Les obstacles politiques qui s’opposent à un tel scénario sont immenses, tant les dogmes néolibéraux sont incrustés dans le génome des institutions européennes et la finance arc-boutée sur ses privilèges. Et même si les peuples parvenaient à les écarter, l’option keynésienne apparaîtrait comme un palliatif décevant. La crise européenne est la manifestation aiguë d’une grande crise du capitalisme, qui met en cause la dynamique même de son développement.

En cause, le déclin régulier de la vitalité des économies capitalistes avancées depuis trois décennies. L’un des économistes marxistes contemporains les plus importants, Robert Brenner, montre que, cycle après cycle, l’investissement ralentit parce qu’il devient de moins en moins profitable. Avec l’industrialisation rapide du monde au cours du dernier demi-siècle, les capacités de production excédentaires se sont multipliées dans toutes les industries clés. Ce constat peut sembler étrange vu les profits insolents affichés par les grandes entreprises, en Europe comme aux États-Unis. Mais le paradoxe n’est qu’apparent. Les profits extravagants ne proviennent pas seulement d’une détérioration de la position des salariés ; les marges gagnées sur les prix des intrants grâce aux délocalisations et les multiples aides et baisses de la fiscalité consenties par les gouvernements ont bien plus compté pour la profitabilité des grandes firmes que les retours sur les investissements productifs. En parallèle, à mesure que les profits escomptés des investissements productifs reculent, les prétentions à des revenus futurs via les placements financiers s’accumulent. Financiarisation, mondialisation et désindustrialisation ont partie liée avec la crise.

L’épuisement de la dynamique industrielle n’est pas seul en cause. Keynes avait pressenti les bouleversements qu’impliquerait l’éloignement de l’empire de la nécessité dans des sociétés développées devenues opulentes : « L’amour de l’argent pour lui-même sera reconnu pour ce qu’il est : une sorte de morbidité dégoûtante. » Si pourtant la misère matérielle persiste et s’aggrave, sont dorénavant en cause les inégalités, tout autant qu’un mode de construction des besoins entièrement soumis aux impératifs du profit : certains manquent toujours d’un logement, tandis que des départements marketing hypertrophiés s’arrachent notre attention. S’interroger sur l’utilité et la qualité de ce que produit l’activité économique devient la question principale.
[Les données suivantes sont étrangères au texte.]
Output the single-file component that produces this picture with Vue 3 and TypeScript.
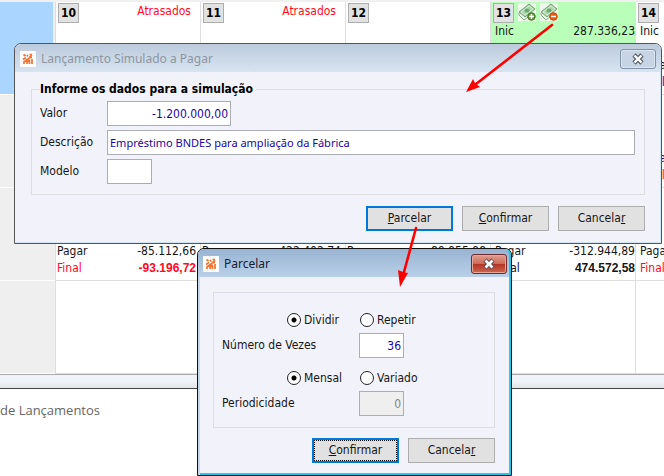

Au cours du XXe siècle, l’élévation collective du niveau de vie matérielle – plutôt que la démocratie économique – s’est affirmée comme l’enjeu central des luttes syndicales, laissant la porte ouverte à l’essor du consumérisme individuel. Face aux dévastations de l’austérité, la tentation d’un retour au jeu de miroir, typique des années d’après-guerre, entre macroéconomie keynésienne et hausse du pouvoir d’achat, est forte. Il serait suicidaire d’en rester là. Pour l’heure, l’exigence n’est pas de relancer la folle machine, mais de construire des instruments collectifs pour redéfinir ce que sont des standards de vie désirables. Construire une planification démocratique et décentralisée de cette grande transition sociale et écologique, telle est la réponse à apporter à la crise.